Remains of Vietnam veteran return home after 48 years

Nearly 50 years after his plane was shot down over Laos during the Vietnam War, Capt. Robert Edwin Holton is coming home

Mike Smith
The Montana Standard, Butte

More than 48 years after his plane was shot down over Laos during the Vietnam War, the uncertainty about Air Force Capt. Robert Edwin Holton of Butte is over.

Holton’s remains, which were excavated from the crash site earlier this year and verified recently, are in a sealed casket in Honolulu and will soon be on their way to Butte, Holton’s brother, Bill, confirmed Tuesday.

“After 48 years, Capt. Holton is finally coming home to Butte,” Bill Holton, who still lives in Butte, told The Montana Standard.

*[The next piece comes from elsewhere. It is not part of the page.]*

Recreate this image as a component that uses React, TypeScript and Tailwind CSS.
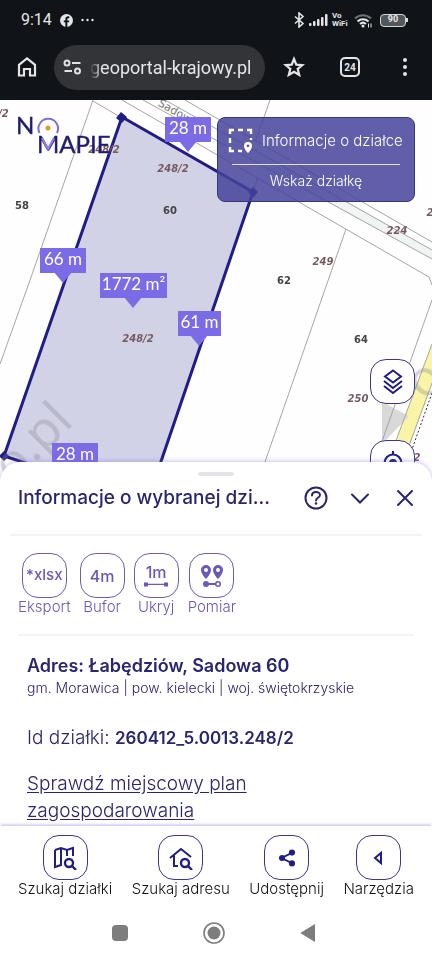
import React from "react";

const flags = [
  { id: 1, label: "28 m", x: 165, y: 117, width: 46, tip: 188 },
  { id: 2, label: "66 m", x: 40, y: 248, width: 46, tip: 63 },
  { id: 3, label: "1772 m²", x: 100, y: 273, width: 67, tip: 133 },
  { id: 4, label: "61 m", x: 178, y: 311, width: 43, tip: 199 },
  { id: 5, label: "28 m", x: 52, y: 443, width: 46, tip: 75 },
];

const houseNumbers = [
  { label: "58", x: 22, y: 209 },
  { label: "60", x: 170, y: 214 },
  { label: "62", x: 284, y: 284 },
  { label: "64", x: 361, y: 343 },
];

const parcelNumbers = [
  { label: "248/2", x: -7, y: 117 },
  { label: "248/2", x: 104, y: 153 },
  { label: "248/2", x: 173, y: 172 },
  { label: "248/2", x: 138, y: 342 },
  { label: "224", x: 397, y: 234 },
  { label: "249", x: 323, y: 265 },
  { label: "250", x: 358, y: 402 },
  { label: "251", x: 437, y: 216 },
  { label: "2", x: 417, y: 461 },
];

const tile =
  "flex h-[45px] w-[45px] items-center justify-center rounded-2xl border bg-white";

const StatusBar: React.FC = () => (
  <div className="flex h-10 items-center justify-between pl-[21px] pr-6">
    <div className="flex items-center gap-2">
      <span className="font-[Roboto,sans-serif] text-base">9:14</span>
      <svg className="h-[13px] w-[13px]" viewBox="0 0 24 24">
        <circle cx="12" cy="12" r="12" fill="#e4e6e9" />
        <path
          d="M13.5 24v-8.6h3l.6-3.6h-3.6V9.6c0-1.2.6-1.9 2-1.9h1.7V4.500c-3.800-.8-7.300.5-7.300 4.700v2.600H7v3.600h2.900V24z"
          fill="#101317"
        />
      </svg>
      <svg className="h-1 w-[13px]" viewBox="0 0 13 4" fill="#e4e6e9">
        <circle cx="1.500" cy="2" r="1.200" />
        <circle cx="6.500" cy="2" r="1.200" />
        <circle cx="11.500" cy="2" r="1.200" />
      </svg>
    </div>
    <div className="flex items-center gap-1">
      <svg
        className="h-4 w-3"
        viewBox="0 0 12 16"
        fill="none"
        stroke="#e4e6e9"
        strokeWidth="1.600"
      >
        <path d="M2 4.500l8 7-4 3.500V1l4 3.500-8 7" />
      </svg>
      <svg className="h-3 w-[19px]" viewBox="0 0 19 12" fill="#e4e6e9">
        <rect x="0" y="9" width="2.500" height="3" rx="1" />
        <rect x="4" y="7" width="2.500" height="5" rx="1" />
        <rect x="8" y="5" width="2.500" height="7" rx="1" />
        <rect x="12" y="3" width="2.500" height="9" rx="1" />
        <rect x="16" y="0" width="2.500" height="12" rx="1" />
      </svg>
      <span className="w-[18px] font-[Roboto,sans-serif] text-[8px] font-bold leading-[8px]">
        Vo
        <br />
        WiFi
      </span>
      <svg className="h-[15px] w-[18px]" viewBox="0 0 18 15" fill="none" strokeWidth="2">
        <path d="M1 5.500a11.500 11.500 0 0 1 16 0" stroke="#6d7074" />
        <path d="M3.500 8.500a8 8 0 0 1 11 0" stroke="#e4e6e9" />
        <path d="M6 11a4.500 4.500 0 0 1 6 0" stroke="#e4e6e9" />
        <circle cx="9" cy="13" r="1.500" fill="#e4e6e9" />
        <path d="M14.500 10.500v4M17 10.500v4" stroke="#e4e6e9" strokeWidth="1" />
      </svg>
      <div className="ml-1 flex items-center">
        <span className="flex h-[13px] w-[26px] items-center justify-center rounded border border-[#d5d7da] bg-[#54575a] font-[Roboto,sans-serif] text-[9px] font-bold">
          90
        </span>
        <span className="h-1 w-0.5 bg-[#d5d7da]" />
      </div>
    </div>
  </div>
);

const BrowserBar: React.FC = () => (
  <div className="flex h-[60px] items-center px-[17px] pb-2.5 pt-1">
    <button aria-label="Strona główna" className="shrink-0">
      <svg className="h-5 w-5" viewBox="0 0 20 20" fill="none" stroke="#e4e6e9" strokeWidth="2.200">
        <path d="M2 7.800L10 1.500l8 6.300V18.500h-5V12H7v6.500H2z" />
      </svg>
    </button>
    <div className="ml-[17px] flex h-[45px] min-w-0 flex-1 items-center gap-2 rounded-full bg-[#323438] pl-[9px] pr-1">
      <svg className="h-4 w-[19px] shrink-0" viewBox="0 0 19 16" fill="none" stroke="#dfe1e5" strokeWidth="2">
        <circle cx="4" cy="4" r="2.500" />
        <path d="M9 4h8.500M1.500 12H9" />
        <circle cx="14.500" cy="12" r="2.500" />
      </svg>
      <label htmlFor="address" className="sr-only">
        Adres strony
      </label>
      <input
        id="address"
        readOnly
        value="geoportal-krajowy.pl"
        className="w-full min-w-0 bg-transparent font-[Roboto,sans-serif] text-[18px] text-[#e4e6e9] outline-none [mask-image:linear-gradient(to_right,transparent,black_12px)]"
      />
    </div>
    <button aria-label="Dodaj do ulubionych" className="ml-[18px] shrink-0">
      <svg className="h-[22px] w-[22px]" viewBox="0 0 22 22" fill="none" stroke="#e4e6e9" strokeWidth="2.200">
        <path d="M11 3l2.300 5.600 6 .5-4.600 3.900 1.500 5.900L11 15.700l-5.200 3.200 1.500-5.900L2.700 9.100l6-.5z" />
      </svg>
    </button>
    <button
      aria-label="Karty: 24"
      className="ml-[35px] flex h-5 w-5 shrink-0 items-center justify-center rounded-[5px] border-2 border-[#e4e6e9] font-[Roboto,sans-serif] text-[10px] font-bold"
    >
      24
    </button>
    <button aria-label="Menu" className="ml-[35px] flex w-5 shrink-0 justify-center">
      <svg className="h-[18px] w-1" viewBox="0 0 4 18" fill="#e4e6e9">
        <circle cx="2" cy="2" r="2" />
        <circle cx="2" cy="9" r="2" />
        <circle cx="2" cy="16" r="2" />
      </svg>
    </button>
  </div>
);

const ParcelMap: React.FC = () => (
  <svg
    className="block h-full w-full"
    viewBox="0 100 432 382"
    preserveAspectRatio="xMidYMin slice"
  >
    <rect y="100" width="432" height="382" fill="#fefefe" />
    <path d="M216 126L432 250v9L216 143z" fill="#f0f5f4" />
    <path d="M432 344L388 462h15l29-77z" fill="#faf5a6" />
    <path d="M382 402l27 14-27 28z" fill="#d9d9d9" />
    <g fill="none" stroke="#a5a5a5" strokeWidth="1">
      <path d="M93 100L29 283 0 364M93 101l29 17" />
      <path d="M122 100l307 177 3 8M143 100l289 159M165 100l267 150M185 100l247 142" />
      <path d="M270 100l-14 40M258 177l-5 15M346 229l-88 253M432 300l-58 164" />
      <path d="M432 344l-44 118M432 383l-29 79" />
    </g>
    <path d="M432 393l-28 79" stroke="#333" strokeDasharray="2 2" />
    <text
      transform="translate(176 116) rotate(30)"
      textAnchor="middle"
      className="fill-[#777] font-['DejaVu_Sans',sans-serif] text-[11px]"
    >
      Sadowa
    </text>

    <path
      d="M122 117L253 192 154 482H84L4 456z"
      fill="#4645a0"
      fillOpacity="0.24"
      stroke="#211d86"
      strokeWidth="3"
    />
    <g fill="#211d86">
      <path d="M121 112l6 5-5 6-6-5zM253 187l5 5-5 6-5-6zM4 451l5 5-5 5-5-5z" />
    </g>

    <g className="fill-[#8b8b93] font-['Noto_Sans',sans-serif] text-[50px]" opacity="0.35">
      <text transform="translate(13 485) rotate(-45)">o.pl</text>
      <text transform="translate(425 402) rotate(-45)">o</text>
    </g>

    <g
      textAnchor="middle"
      className="fill-[#444] font-['DejaVu_Sans',sans-serif] text-[10px] font-bold"
    >
      {houseNumbers.map((item) => (
        <text key={item.label} x={item.x} y={item.y}>
          {item.label}
        </text>
      ))}
    </g>
    <g
      textAnchor="middle"
      className="fill-[#765a5e] font-['DejaVu_Sans',sans-serif] text-[10px] font-bold italic"
    >
      {parcelNumbers.map((item) => (
        <text key={`${item.x}-${item.y}`} x={item.x} y={item.y}>
          {item.label}
        </text>
      ))}
    </g>

    <g textAnchor="middle" className="font-[Lato,sans-serif] text-[17px]">
      {flags.map((flag) => (
        <g key={flag.id}>
          <rect x={flag.x} y={flag.y} width={flag.width} height="25" fill="#7b6be6" />
          <path
            d={`M${flag.tip - 9} ${flag.y + 24}h18l-9 11z`}
            fill="#7b6be6"
          />
          <text x={flag.x + flag.width / 2} y={flag.y + 17} fill="#fff">
            {flag.label}
          </text>
        </g>
      ))}
    </g>

    <g
      className="font-[Lato,sans-serif] text-[24px]"
      fill="#211d6e"
      stroke="#211d6e"
      strokeWidth="0.4"
    >
      <text x="16" y="134">
        N
      </text>
      <text x="37" y="153">
        MAPIE
      </text>
      <path d="M42 138l6 11 6-11" fill="none" stroke="#8d80ee" strokeWidth="2.200" />
      <path d="M39.500 133a9.800 9.800 0 1 1 17.500 0" fill="none" stroke="#7d70de" strokeWidth="2" />
      <circle cx="48" cy="128" r="2.500" fill="#e89a1c" stroke="none" />
    </g>
  </svg>
);

const InfoCard: React.FC = () => (
  <div className="absolute right-[17px] top-[17px] flex h-[85px] w-[198px] flex-col items-center rounded-lg border border-[#38367f] bg-[#45439a]/85 text-sm text-white">
    <div className="flex h-[46px] w-full items-center gap-2 pl-2.5">
      <svg className="h-[26px] w-[26px] shrink-0" viewBox="0 0 26 26" fill="none" stroke="#fff" strokeWidth="2.400">
        <path d="M2 6V2h4M10 2h5M19 2h4v4M23 10v2M2 10v5M2 19v4h4M10 23h4" />
        <path
          d="M20 25s-4-3.500-4-7a4 4 0 0 1 8 0c0 3.500-4 7-4 7zm0-5.800a1.400 1.400 0 1 0 0-2.800 1.400 1.400 0 0 0 0 2.800z"
          fill="#fff"
          fillRule="evenodd"
          stroke="none"
        />
      </svg>
      <span className="whitespace-nowrap text-[15px] font-light">
        Informacje o działce
      </span>
    </div>
    <div className="h-px w-[168px] bg-white/80" />
    <button className="flex-1 pb-1 font-light">Wskaż działkę</button>
  </div>
);

const tools = [
  {
    id: "export",
    label: "Eksport",
    icon: <span className="text-[15px] font-medium">*xlsx</span>,
  },
  { id: "buffer", label: "Bufor", icon: <span className="font-medium">4m</span> },
  {
    id: "hide",
    label: "Ukryj",
    icon: (
      <span className="flex flex-col items-center gap-0.5">
        <span className="font-medium leading-4">1m</span>
        <svg className="h-[5px] w-6" viewBox="0 0 24 5" fill="currentColor">
          <path d="M0 0.500h4v1.200h16V0.500h4v4h-4V3H4v1.500H0z" />
        </svg>
      </span>
    ),
  },
  {
    id: "measure",
    label: "Pomiar",
    icon: (
      <svg className="h-6 w-6" viewBox="0 0 24 24" fill="currentColor">
        <path
          fillRule="evenodd"
          d="M6 15S1 10 1 6a5 5 0 0 1 10 0c0 4-5 9-5 9zm0-7a2 2 0 1 0 0-4 2 2 0 0 0 0 4zM18 15s-5-5-5-9a5 5 0 0 1 10 0c0 4-5 9-5 9zm0-7a2 2 0 1 0 0-4 2 2 0 0 0 0 4z"
        />
        <circle cx="6" cy="20" r="3" />
        <path d="M8 19h8v2H8z" />
        <circle cx="18" cy="20" r="2.300" fill="none" stroke="currentColor" strokeWidth="1.500" />
      </svg>
    ),
  },
];

const navItems = [
  {
    id: "parcel",
    label: "Szukaj działki",
    icon: (
      <svg className="h-6 w-6" viewBox="0 0 24 24" fill="none" stroke="currentColor" strokeWidth="2">
        <path d="M2 4l6-2 6 2 6-2v8M2 4v17l6-2V2M14 4v6" />
        <circle cx="16" cy="17" r="4" strokeWidth="2.400" />
        <path d="M19 20l4 4" strokeWidth="2.400" />
      </svg>
    ),
  },
  {
    id: "address",
    label: "Szukaj adresu",
    icon: (
      <svg className="h-6 w-6" viewBox="0 0 24 24" fill="none" stroke="currentColor" strokeWidth="2">
        <path d="M1 12L12 3l10 8M5 9.500V20h4" />
        <circle cx="16" cy="17" r="4" strokeWidth="2.400" />
        <path d="M19 20l4 4" strokeWidth="2.400" />
      </svg>
    ),
  },
  {
    id: "share",
    label: "Udostępnij",
    icon: (
      <svg className="h-[18px] w-[18px]" viewBox="0 0 20 20" fill="currentColor">
        <path d="M16 4L4 10l12 6" fill="none" stroke="currentColor" strokeWidth="2" />
        <circle cx="15.500" cy="4" r="3.400" />
        <circle cx="4.500" cy="10" r="3.400" />
        <circle cx="15.500" cy="16" r="3.400" />
      </svg>
    ),
  },
  {
    id: "tools",
    label: "Narzędzia",
    icon: (
      <svg className="h-4 w-4" viewBox="0 0 16 16" fill="none" stroke="currentColor" strokeWidth="2">
        <path d="M10 3v10L4 8z" />
      </svg>
    ),
  },
];

const Sheet: React.FC = () => (
  <section className="relative -mt-5 flex-1 rounded-t-[20px] bg-white pt-2.5 text-[#29256f] shadow-[0_-1px_4px_#7b6be666]">
    <div className="mx-auto h-1 w-9 rounded-full bg-[#e2e6ec]" />
    <div className="flex h-[58px] items-center px-[18px] pb-3.5">
      <h1 className="min-w-0 flex-1 truncate text-[19px] font-medium">
        Informacje o wybranej dzi...
      </h1>
      <button aria-label="Pomoc" className="ml-6">
        <svg className="h-6 w-6" viewBox="0 0 24 24" fill="none" stroke="currentColor" strokeWidth="2">
          <circle cx="12" cy="12" r="10.500" />
          <path d="M8 9.500C8 5 16 5 16 9c0 2.700-4 2.800-4 5.500" strokeLinecap="round" />
          <circle cx="12" cy="17.500" r="1.300" fill="currentColor" stroke="none" />
        </svg>
      </button>
      <button aria-label="Zwiń" className="ml-[22px]">
        <svg className="h-5 w-5" viewBox="0 0 20 20" fill="none" stroke="currentColor" strokeWidth="2" strokeLinecap="round">
          <path d="M2 6.500l8 8 8-8" />
        </svg>
      </button>
      <button aria-label="Zamknij" className="ml-[26px]">
        <svg className="h-[18px] w-[18px]" viewBox="0 0 18 18" fill="none" stroke="currentColor" strokeWidth="2" strokeLinecap="round">
          <path d="M2 2l14 14M16 2L2 16" />
        </svg>
      </button>
    </div>
    <div className="mx-2.5 h-0.5 bg-[#f3f3f5]" />
    <div className="flex gap-[9px] px-[18px] pb-[18px] pt-[17px] text-[#6a58bd]">
      {tools.map((tool) => (
        <button key={tool.id} className="flex flex-col items-center text-base">
          <span className={`${tile} border-[#6a5fae]`}>{tool.icon}</span>
          <span className="text-[15px] font-light leading-[18px]">{tool.label}</span>
        </button>
      ))}
    </div>
    <div className="mx-[18px] h-0.5 bg-[#f3f3f5]" />
    <div className="px-[27px] pt-[18px]">
      <h2 className="text-[18px] font-semibold leading-6">
        Adres: Łabędziów, Sadowa 60
      </h2>
      <p className="text-[14px] font-light leading-5">
        gm. Morawica | pow. kielecki | woj. świętokrzyskie
      </p>
      <p className="mt-7 text-[19px] font-light leading-6">
        Id działki:{" "}
        <strong className="text-[17px] font-semibold">260412_5.0013.248/2</strong>
      </p>
      <a
        href="#plan"
        className="mt-5 block w-60 text-[19px] font-light leading-[27px] underline underline-offset-2"
      >
        Sprawdź miejscowy plan zagospodarowania
      </a>
    </div>
  </section>
);

const BottomNav: React.FC = () => (
  <nav className="relative flex justify-between bg-white px-[18px] pb-1 pt-[9px] shadow-[0_-3px_2px_-1px_#7b6be64d]">
    {navItems.map((item) => (
      <button key={item.id} className="flex flex-col items-center">
        <span className={`${tile} border-[#3a368c] text-[#211d86]`}>{item.icon}</span>
        <span className="whitespace-nowrap text-[15px] font-light leading-[18px] text-[#111]">
          {item.label}
        </span>
      </button>
    ))}
  </nav>
);

const SystemBar: React.FC = () => (
  <div className="flex h-[58px] items-center justify-center gap-[75px] bg-white pr-1 pt-1">
    <button aria-label="Ostatnie" className="h-4 w-4 rounded-sm bg-[#7d7d7d]" />
    <button aria-label="Ekran główny">
      <svg className="h-[22px] w-[22px]" viewBox="0 0 22 22">
        <circle cx="11" cy="11" r="10" fill="none" stroke="#7d7d7d" strokeWidth="1.600" />
        <circle cx="11" cy="11" r="6.500" fill="#7d7d7d" />
      </svg>
    </button>
    <button aria-label="Wstecz">
      <svg className="h-[18px] w-4" viewBox="0 0 16 18">
        <path d="M15 0v18L1 9.500v-1z" fill="#7d7d7d" />
      </svg>
    </button>
  </div>
);

const App: React.FC = () => {
  return (
    <div className="flex min-h-screen flex-col bg-white font-[Inter,sans-serif]">
      <header className="bg-[#101317] text-[#e4e6e9]">
        <StatusBar />
        <BrowserBar />
      </header>
      <main className="flex flex-1 flex-col">
        <section className="relative h-[382px] overflow-hidden">
          <ParcelMap />
          <InfoCard />
          <div className="absolute right-[17px] top-[259px] flex flex-col gap-9 text-[#211d86]">
            <button aria-label="Warstwy" className={`${tile} border-[#3a368c]`}>
              <svg className="h-[26px] w-5" viewBox="0 0 20 26" fill="none" stroke="currentColor" strokeWidth="2">
                <path d="M10 1.500l8 6-8 6-8-6zM1 12l9 7 9-7M1 17l9 7 9-7" />
              </svg>
            </button>
            <button aria-label="Moja lokalizacja" className={`${tile} border-[#3a368c]`}>
              <svg className="h-6 w-6" viewBox="0 0 24 24" fill="none" stroke="currentColor" strokeWidth="2.200">
                <circle cx="12" cy="12" r="8.500" />
                <circle cx="12" cy="12" r="4" fill="currentColor" stroke="none" />
                <path d="M12 0v4M12 20v4M0 12h4M20 12h4" />
              </svg>
            </button>
          </div>
        </section>
        <Sheet />
      </main>
      <BottomNav />
      <SystemBar />
    </div>
  );
};

export default App;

Holton was Butte’s lone service member missing in action from Vietnam. People across the country have worn MIA bracelets in his honor, some dating back to 1969 – the year his plane went down.

Bill said his brother’s casket would be flown from Honolulu to Atlanta to Minneapolis and arrive in Bozeman on Friday, July 21. It will be driven from there to Butte later that day.

Services will be held at 10 a.m. Saturday, July 22, at Wayrynen-Richards Funeral Home, with burial to follow at Sunset Memorial Park 13 miles west of Butte.

“There will be a captain from the Air Force accompanying his casket all the way here,” Bill said. “The Air Force has been wonderful to us all these years. They never stopped looking.”

He said someone from the Air Force called in January to say a tooth identified as belonging to Air Force Maj. William Campbell had been discovered in Laos, and they were trying to locate the precise spot his plane crashed.

Campbell and Holton were in a F4 Phantom, a fighter-bomber and interceptor, when they were shot down on Jan. 29, 1969, near the “Ho Chi Minh Trail” near the border of Laos and Vietnam.

The crash site was pinpointed earlier this year and after excavation work, some teeth were found and later identified as Holton’s. One of his dog tags also was found at the site, Bill said.

The Air Force called again in June and said it “was definitely Bob’s remains,” he said.

The call came the day before Bill and his wife, Judy, flew to Washington, D.C. in June for an annual meeting of the National League of POW/MIA Families. The organization is dedicated to obtaining the release of all POWs and finding and repatriating the remains of anyone who died in Southeast Asia during the Vietnam War.

Campbell and Holton were returning from North Vietnam aside another fighter plane when they peeled off near the Mu Gia Pass, one of several passageways through mountainous terrain leading to the “Ho Chi Minh Trail,” to bomb a truck convoy.

Their plane was hit by anti-aircraft fire and went down. The pilot of the other fighter, himself under heavy enemy fire, later reported that he did not detect any radio signals from Holton’s plane or parachutes, but he did see an explosion.

Holton and Williams were initially classified as Missing in Action, since it was possible they survived the crash and were captured. In 1973, when U.S. soldiers started returning home, his status varied — from MIA to Killed in Action, Bill Holton said two years ago.

On Jan. 9, 1974, the Secretary of the Air Force approved a presumptive finding of death and changed Holton’s status to “Died while Missing/Body not Recovered.”

It is a relief to finally know that his brother died in the crash and did not suffer, Bill said Tuesday.

“It was a happy thing they found him, but it still brings up all these things we went through in the past 48 years,” he said.

But it came too late for their father, Ed Holton.

He had always hoped to get definitive answers about his son’s death, but never did. The elder Holton, who served in the U.S. Navy during World War II, died on June 9, 2015, at age 97.

Robert “Bob” Holton was born April 8, 1941. He was a natural born musician who played saxophone, piano and clarinet, and he and his band Aces of Rhythm played area school dances and youth centers in the late 1950s.

He graduated from Butte High School in 1959 and received his private pilot’s license while attending the University of Montana, where he was an ROTC Outstanding Military Cadet who graduated with a full commission. He earned a business degree in 1965.

Bob married Diane Eck, one of Bill’s 1962 Butte High classmates. The couple did not have children.

Bob, Bill, and Bill’s wife Judy were especially close. As fate would have it, all three shared the same birthday: April 8. They celebrated together every chance they got, the last time on their birthday in 1968, Bill said.

His brother was supposed to be home for Christmas later that year, but didn’t make it. He was killed a month later.

Bill said family members planned to be at the service in Butte and there likely would be lots of Bob’s lifelong friends, too. He has been told that an Honor Guard from an Air Force base in Great Falls will be there, and there might be a military flyover.

Besides that, Bill said, “We don’t know what to expect. This is all new to us, too.”

Bill said his brother’s remains are in the casket, along with his full uniform and medals. The Air Force allows family to have the casket unsealed so they can put additional items in, he said, but there are no plans to do that.